Mr. Richard Egan of the Cincinnati Redlegs presents several classic cardboard maladies all in one go. You can clearly see the rounded corners that have plagued the card collector from time immortal. He also exhibits several frightful creases radiating out from his top center, one of which has run down the entirety of the card, bisecting the face, and some would say the very soul, of the subject. How much misfortune can be heaped upon one card, I ask you?

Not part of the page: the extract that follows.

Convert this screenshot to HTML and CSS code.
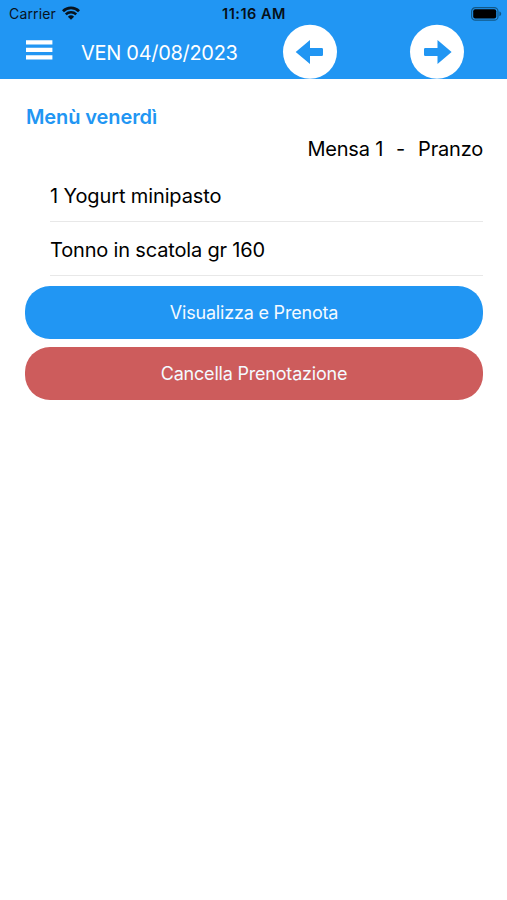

Not for the squeamish. If you dare, feast your eyes upon one of the biggest mysteries in the annals of collectable cardboarddom. As if it weren’t enough that Curley Ogden already suffered from several more mundane maladies, at some point in his 70+ year existence, someone deemed it necessary to cut the top right hand corner off of him, forever denying him of his former grandeur. I defy you to formate a hypothesis as to why this was done. Mindless violence towards innocent cardboard is never acceptable in civilized society.


I give you Kenneth Raffensberger, the man for which this particular malady was named. Behold, the Raffensberger Rash.


Some say we are surrounded by the souls of those who have moved on. Some say those souls are trying to communicate with us, and sometimes that communication takes place in cryptic ways. I present for your consideration the back of this 1960 Wynn Hawkins card. Some lost soul has scratched out the name “Cleveland Indians” and mysteriously written in “Minn. T”. Wynn Hawkins was never traded from the Indians to the Twins, however. Mysterious.

Frank Baumann is not like you or I. Frank Baumann was born in a cloud of toxic gas. If he were to breathe in the freshness of a seaside breeze he would die as sure as if we sucked on the business end of a tailpipe.